We partnered with the SMU O’Neil Center for Global Markets and Freedom to produce their 2017-18 annual report, “Texico: The Texas-Mexico Economy and its Uncertain Future.” Below is the research explained from our interview with the coauthors, W. Michael Cox, founding director the O’Neil Center, and Richard Alm, O’Neil Center writer in residence.
TM: Why did you decide to focus this annual report on the Texas-Mexico economy?
Cox: At the O’Neil Center, we’ve had a research interest in the Texas economy for nearly a decade. We were well aware of Mexico’s growing importance to the state’s prosperity. What made Texico—our word for the combined economies—so compelling this year was the emergence of threats to the deepening economic ties between Texas and Mexico.
Alm: Economic nationalism reared its head on both sides of the border. In the United States, Donald Trump came into office ready to flout the six-decade consensus on open trade. He singled out NAFTA as “the worst deal ever.” We wondered what this would mean for Texas. As we were working on the project, Trump imposed tariffs on steel and aluminum and Mexico elected Andres Manuel Lopez Obrador, a leftist leader with a history of populist rhetoric.
TM: What did you find most striking about Texico? Anything you didn’t expect?
Alm: How long it took for the stars to align. Texas and Mexico have been neighbors for about 200 years, but the real push toward integration only started a few decades ago. The catalyst was the oil bust of the 1980s. Hard times forced Mexico to open its closed economy and gave Texas a shove toward diversifying away from dependency on oil.
Cox: For me, it’s the persistence of the gaps in well-being. Economic theory says poorer countries that integrate with richer ones should see their living standards rapidly rise and converge. That happened with South Korea, China, Chile and many other countries. We documented the slower pace of Mexican convergence with data on per capita income and household ownership of goods like cars, computers, smartphones and appliances. Mexico’s catchup started, then stalled, then finally kicked back in during in the past decade. Catchup has been slow with much still left to go.
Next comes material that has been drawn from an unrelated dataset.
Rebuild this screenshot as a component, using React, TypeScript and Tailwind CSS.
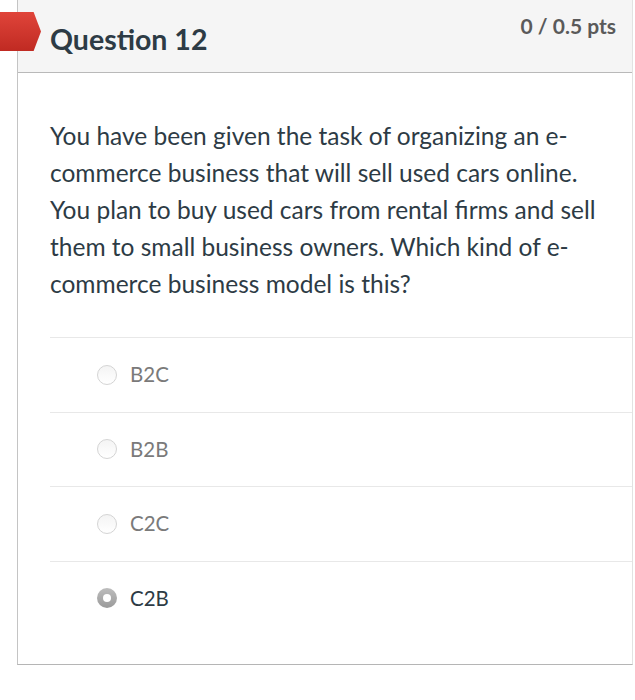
import React from 'react';

const options = [
  { id: 'b2c', label: 'B2C', selected: false },
  { id: 'b2b', label: 'B2B', selected: false },
  { id: 'c2c', label: 'C2C', selected: false },
  { id: 'c2b', label: 'C2B', selected: true },
];

function Radio({ selected }: { selected: boolean }) {
  if (selected) {
    return (
      <span className="w-[20px] h-[20px] rounded-full bg-gradient-to-b from-[#bdbdbd] to-[#9a9a9a] flex items-center justify-center shrink-0">
        <span className="w-[8px] h-[8px] rounded-full bg-white" />
      </span>
    );
  }
  return (
    <span className="w-[20px] h-[20px] rounded-full border border-[#d4d4d4] bg-gradient-to-b from-[#f4f4f4] to-white shrink-0" />
  );
}

export default function App() {
  return (
    <div className="w-[635px] h-[700px] bg-white relative font-['Lato','Noto_Sans',sans-serif]">
      {/* Question flag */}
      <div
        className="absolute left-0 top-[12px] w-[41px] h-[39px] bg-gradient-to-b from-[#e0443a] to-[#c02a22] z-10"
        style={{ clipPath: 'polygon(0 0, 82% 0, 100% 50%, 82% 100%, 0 100%)' }}
      />

      <div className="ml-[17px] w-[616px] border-l border-b border-r border-l-[#c4c4c4] border-b-[#b5b5b5] border-r-[#e2e2e2]">
        {/* Header */}
        <div className="h-[73px] bg-[#f5f5f5] border-b border-[#b9b9b9] flex justify-between pl-[32px] pr-[16px]">
          <h2 className="text-[28.5px] font-bold text-[#2d3b45] mt-[20px] leading-[38px]">Question 12</h2>
          <div className="text-[21px] font-bold text-[#5a5a5a] mt-[11px] leading-[30px]">0 / 0.5 pts</div>
        </div>

        {/* Body */}
        <div className="pl-[32px] pt-[44px]">
          <p className="text-[24.5px] leading-[37px] text-[#2d3b45] w-[560px]">
            You have been given the task of organizing an e-commerce business that will sell used cars online. You plan to buy used cars from rental firms and sell them to small business owners. Which kind of e-commerce business model is this?
          </p>

          <div className="mt-[35px] pb-[29px]">
            {options.map((o) => (
              <div key={o.id} className="border-t border-[#e8e8e8] h-[74.5px] flex items-center pl-[47px] gap-[13px]">
                <Radio selected={o.selected} />
                <span className={`text-[20.5px] ${o.selected ? 'text-[#2d3b45]' : 'text-[#7a7a7a]'}`}>{o.label}</span>
              </div>
            ))}
          </div>
        </div>
      </div>
    </div>
  );
}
TM: When Mexico opened its economy, it jump-started the emergence of the Texico economy. What remains the greatest obstacle?
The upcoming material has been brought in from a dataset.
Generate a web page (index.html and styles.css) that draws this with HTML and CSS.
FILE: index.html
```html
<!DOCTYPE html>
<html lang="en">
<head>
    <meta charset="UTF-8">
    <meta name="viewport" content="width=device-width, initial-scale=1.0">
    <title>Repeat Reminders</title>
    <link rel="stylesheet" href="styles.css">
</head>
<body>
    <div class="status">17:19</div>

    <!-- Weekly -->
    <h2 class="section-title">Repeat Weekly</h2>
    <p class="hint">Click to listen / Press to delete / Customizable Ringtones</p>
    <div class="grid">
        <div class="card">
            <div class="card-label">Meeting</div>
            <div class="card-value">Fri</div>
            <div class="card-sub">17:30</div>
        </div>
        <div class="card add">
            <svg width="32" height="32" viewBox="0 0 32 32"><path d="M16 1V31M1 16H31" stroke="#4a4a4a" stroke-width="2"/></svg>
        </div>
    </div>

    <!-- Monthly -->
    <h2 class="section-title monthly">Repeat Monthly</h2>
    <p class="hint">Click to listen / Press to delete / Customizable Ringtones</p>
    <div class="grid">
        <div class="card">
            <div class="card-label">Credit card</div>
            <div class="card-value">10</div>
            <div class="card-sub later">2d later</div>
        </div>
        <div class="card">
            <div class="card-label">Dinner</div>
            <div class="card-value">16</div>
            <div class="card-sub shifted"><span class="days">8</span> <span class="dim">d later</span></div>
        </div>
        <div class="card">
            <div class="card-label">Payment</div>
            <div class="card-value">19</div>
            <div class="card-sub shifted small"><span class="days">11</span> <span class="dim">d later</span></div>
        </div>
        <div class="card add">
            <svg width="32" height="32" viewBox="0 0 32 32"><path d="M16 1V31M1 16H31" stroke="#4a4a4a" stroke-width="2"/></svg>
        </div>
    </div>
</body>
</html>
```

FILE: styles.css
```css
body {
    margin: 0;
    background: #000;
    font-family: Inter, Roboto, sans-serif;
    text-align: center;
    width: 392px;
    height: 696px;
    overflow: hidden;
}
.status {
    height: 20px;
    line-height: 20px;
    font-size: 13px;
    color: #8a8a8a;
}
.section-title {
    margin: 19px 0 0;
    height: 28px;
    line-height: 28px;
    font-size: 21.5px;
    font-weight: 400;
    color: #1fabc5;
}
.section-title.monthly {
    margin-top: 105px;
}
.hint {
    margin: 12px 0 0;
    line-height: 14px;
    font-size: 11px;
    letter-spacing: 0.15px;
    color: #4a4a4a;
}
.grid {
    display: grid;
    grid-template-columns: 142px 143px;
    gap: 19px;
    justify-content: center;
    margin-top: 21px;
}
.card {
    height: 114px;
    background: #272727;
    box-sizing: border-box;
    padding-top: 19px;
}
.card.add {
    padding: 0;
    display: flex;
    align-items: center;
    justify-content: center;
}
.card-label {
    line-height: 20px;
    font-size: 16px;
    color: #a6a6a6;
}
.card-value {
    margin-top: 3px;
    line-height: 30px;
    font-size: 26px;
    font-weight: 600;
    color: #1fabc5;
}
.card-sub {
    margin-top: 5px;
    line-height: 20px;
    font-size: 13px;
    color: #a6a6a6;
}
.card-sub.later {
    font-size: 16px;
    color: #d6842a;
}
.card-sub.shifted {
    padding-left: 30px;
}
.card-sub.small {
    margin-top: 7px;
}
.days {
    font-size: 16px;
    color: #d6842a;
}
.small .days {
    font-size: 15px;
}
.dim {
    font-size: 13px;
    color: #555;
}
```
Cox: We sum it up with the concept of economic freedom. Opening to foreign trade and investment only starts the process of economic integration. It also requires a deep reform of the domestic economy that reduces the government’s role and commits the nation to markets and the private sector. In in the 1980s and 1990s, Mexico made revolutionary policy changes, but the commitment to markets has lost its momentum. We see evidence of wavering commitment and even backsliding in the past decade or so.
An economic freedom measure for all levels of government, state as well as national, had been rising but it began to sink a decade ago. It’s now below where it was in the early 1990s. The biggest issue is the failure of the rule of law. In daily life, that shows up as corruption and crime. Bureaucrats holding their hands out for bribes and the killings associated with the drug cartels create fear that’s poison to business planning, investor confidence and just about everything needed to grow an economy.
TM: What potential do you see for Texico? What has to happen in order for Texico to reach its potential?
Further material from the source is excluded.